Garden of Eloquence is valuable as a repository of items that originally appeared in other early collections that are no longer extant, and it provides detail on topics as various as astronomy and astrology, yin-yang theory, and quasi-geographical and mystical categories. Eric Henry’s unabridged translation with facing Chinese text and extensive annotation will make this important primary source available for the first time to Anglophone world historians.

Authors & Contributors

Liu Xiang (79–08 BCE) was a scholar-official of the Western (Former) Han dynasty. Eric Henry is senior lecturer emeritus of Asian studies at the University of North Carolina at Chapel Hill.

What are people saying?

Perhaps more than any other scholar of early China, Liu Xiang was responsible for determining the content and configuration of official Chinese knowledge. Henry’s translation makes audible in English a hitherto unheard but important voice.

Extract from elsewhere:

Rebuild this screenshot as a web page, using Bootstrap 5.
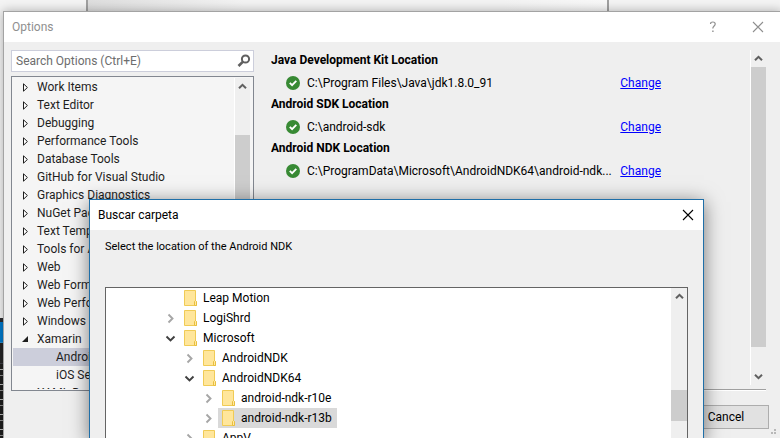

Sarah Queen, Connecticut College

With his usual wit and style, Eric Henry brings to life Liu Xiang’s Shuoyuan. This engaging compendium of anecdotes and aphorisms addresses the various means to achieve an enlightened government. But it is also an important source on other topics, such as music, morals, yin-yang theory and rhetoric. The text also embodies the Han fondness for mining historical anecdotes for useful models of administering the state. In short, the Shuoyuan is essential reading for understanding the political and administrative concerns of the late Western Han dynasty.

Anne Behnke Kinney, University of Virginia

The Shuoyuan is one of the most important texts that have come down to us from the Han dynasty. Eric Henry’s complete and profusely annotated translation includes the establishment of a carefully collated critical text based on the best modern critical editions published in China. Professor Henry’s work, based on many years of meticulous research, makes a very substantial contribution to the study of ancient Chinese intellectual history.

Christoph Harbsmeier, professor emeritus, University of Oslo

This definitive translation of a very important classical Chinese text with its useful scholarly apparatus will be of great value to the fields of Chinese history and literary studies.